The stated speed limit was 15, there were lots of times when I was going 5 mph.  As I climbed, I could see vehicles before me, and perhaps 5 or 6 passed me going down on my traverse of the Dugway, which probably lasted no longer than 15 or 20 minutes, but which seemed like much longer. There were pull over places, most of which had a car or two, and people standing around looking out over the Valley of the Gods in the desert below.  But I wasn't going to stop for anything.

Except at one point I rounded a tight curve and found the road ahead really narrow, and a van was heading down.  I stopped then, and backed up around the curve to where the road was wider, so the guy could come down and get around me.  I think that spot was probably the narrowest, and of course then I was on the outside, and I gave great thanks that no one else was coming down as I crossed that part.

Finally I got to a much wider place, with a big turnout, and a waist high hurricane fence around the edge.  I stopped then, and got out, and looked around.  The desert stretched out below, filled to the east with the many tall monuments of the VotG, which seemed now like little statues or sand castles. Toward the west the bluff face, which turned out to be the edge of a mesa, I learned later, stretched out in a huge concave curve for miles and miles.  I took a picture, but like so many pictures I have taken, show nothing of the grandeur or scope or depth of the scene.

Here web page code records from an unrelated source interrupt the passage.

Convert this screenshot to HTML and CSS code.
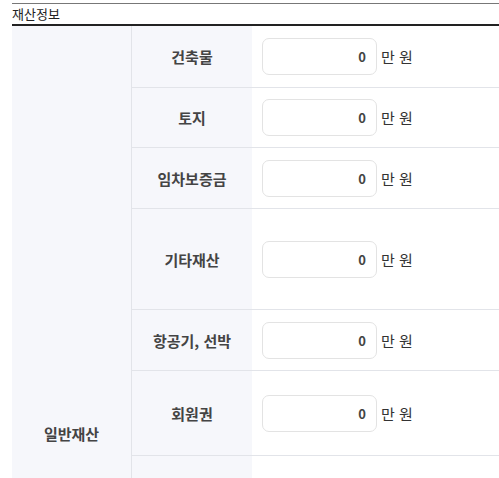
FILE: index.html
```html
<!DOCTYPE html>
<html lang="ko">
<head>
<meta charset="utf-8">
<link rel="stylesheet" href="styles.css">
</head>
<body>
<section class="wrap">
  <h2 class="title">재산정보</h2>
  <div class="grid">
    <div class="group">일반재산</div>

    <div class="label r1">건축물</div>
    <div class="value r1"><span class="box">0</span><span class="unit">만 원</span></div>

    <div class="label r2">토지</div>
    <div class="value r2"><span class="box">0</span><span class="unit">만 원</span></div>

    <div class="label r3">임차보증금</div>
    <div class="value r3"><span class="box">0</span><span class="unit">만 원</span></div>

    <div class="label r4">기타재산</div>
    <div class="value r4"><span class="box">0</span><span class="unit">만 원</span></div>

    <div class="label r5">항공기, 선박</div>
    <div class="value r5"><span class="box">0</span><span class="unit">만 원</span></div>

    <div class="label r6">회원권</div>
    <div class="value r6"><span class="box">0</span><span class="unit">만 원</span></div>

    <div class="label r7"></div>
    <div class="value r7"></div>
  </div>
</section>
</body>
</html>
```

FILE: styles.css
```css
html, body {
  margin: 0;
  padding: 0;
  background: #ffffff;
}

body {
  font-family: "Noto Sans CJK KR", "Noto Sans", sans-serif;
  color: #333333;
  padding: 3px 0 0 12px;
}

.wrap {
  border-top: 1px solid #777777;
}

.title {
  margin: 0;
  height: 20px;
  line-height: 20px;
  font-size: 13px;
  font-weight: 400;
  color: #222222;
  border-bottom: 2px solid #222222;
}

.grid {
  display: grid;
  grid-template-columns: 120px 120px 1fr;
}

.group {
  grid-column: 1;
  grid-row: 1 / span 7;
  background: #f6f7fb;
  border-right: 1px solid #e2e4e9;
  display: flex;
  align-items: center;
  justify-content: center;
  font-size: 15px;
  font-weight: 700;
  color: #444444;
}

.label {
  grid-column: 2;
  background: #f6f7fb;
  border-bottom: 1px solid #e2e4e9;
  display: flex;
  align-items: center;
  justify-content: center;
  font-size: 15px;
  font-weight: 700;
  color: #444444;
}

.value {
  grid-column: 3;
  border-bottom: 1px solid #e2e4e9;
  display: flex;
  align-items: center;
  padding-left: 10px;
  gap: 4px;
}

.r1 { height: 61px; }
.r2 { height: 59px; }
.r3 { height: 60px; }
.r4 { height: 100px; }
.r5 { height: 60px; }
.r6 { height: 84px; }
.r7 { height: 383px; }

.box {
  box-sizing: border-box;
  width: 115px;
  height: 37px;
  border: 1px solid #e3e3e3;
  border-radius: 7px;
  background: #ffffff;
  display: flex;
  align-items: center;
  justify-content: flex-end;
  padding-right: 10px;
  font-size: 13px;
  font-weight: 700;
  color: #444444;
}

.unit {
  font-size: 15px;
  color: #333333;
}
```
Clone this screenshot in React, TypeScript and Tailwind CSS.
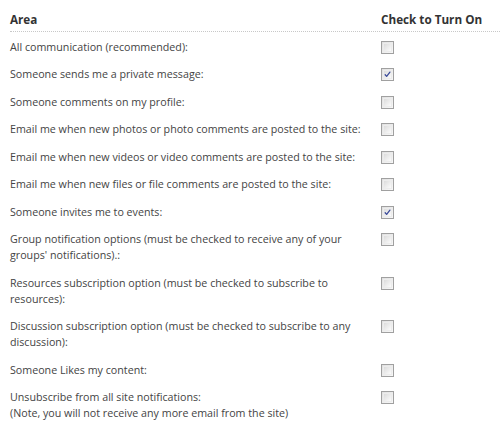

Sweeping panorama from the top of the Dugway
Detail from the center of the pano.  The blacktop road I came in on is visible; the smaller dirt road to the left traverses the Valley of the Gods.
Detail from the left of the pano.  The structures making up the Valley of the Gods are visible behind the lighter outcropping of the mesa edge we just came up across, and continue on into the vanishing background.
In my looking around on the internet last night, I found lots of youtube videos about this stretch of road, and many photos.  Excerpts from a few reality type travel channel shows as well.  Statements about how the ride south (down) was better, because you could see everything out in front of you (I had already decided I was glad I had been going up, for a similar reason). Comments from people seem split between people who loved it and people who it scared.  Color me in both camps.

At the pullout there was a van with a guy and a girl and we mutually exclaimed.  They were locals, showing visitors from AZ the sights.  The visitors never got out of the van, while I was there.  He told me about the uranium mining trucks, and that now I was at the top. That really relieved me, as I had thought that I faced a similar ride down, not knowing that I was on a mesa, and not just climbing over some two-sided feature.

The rest of the short ride on that highway was a pleasure, as my fingers' death grip on the wheel gradually relaxed.  I was on the way the one of the most beautiful parts of my drive, and I didn't even know it yet.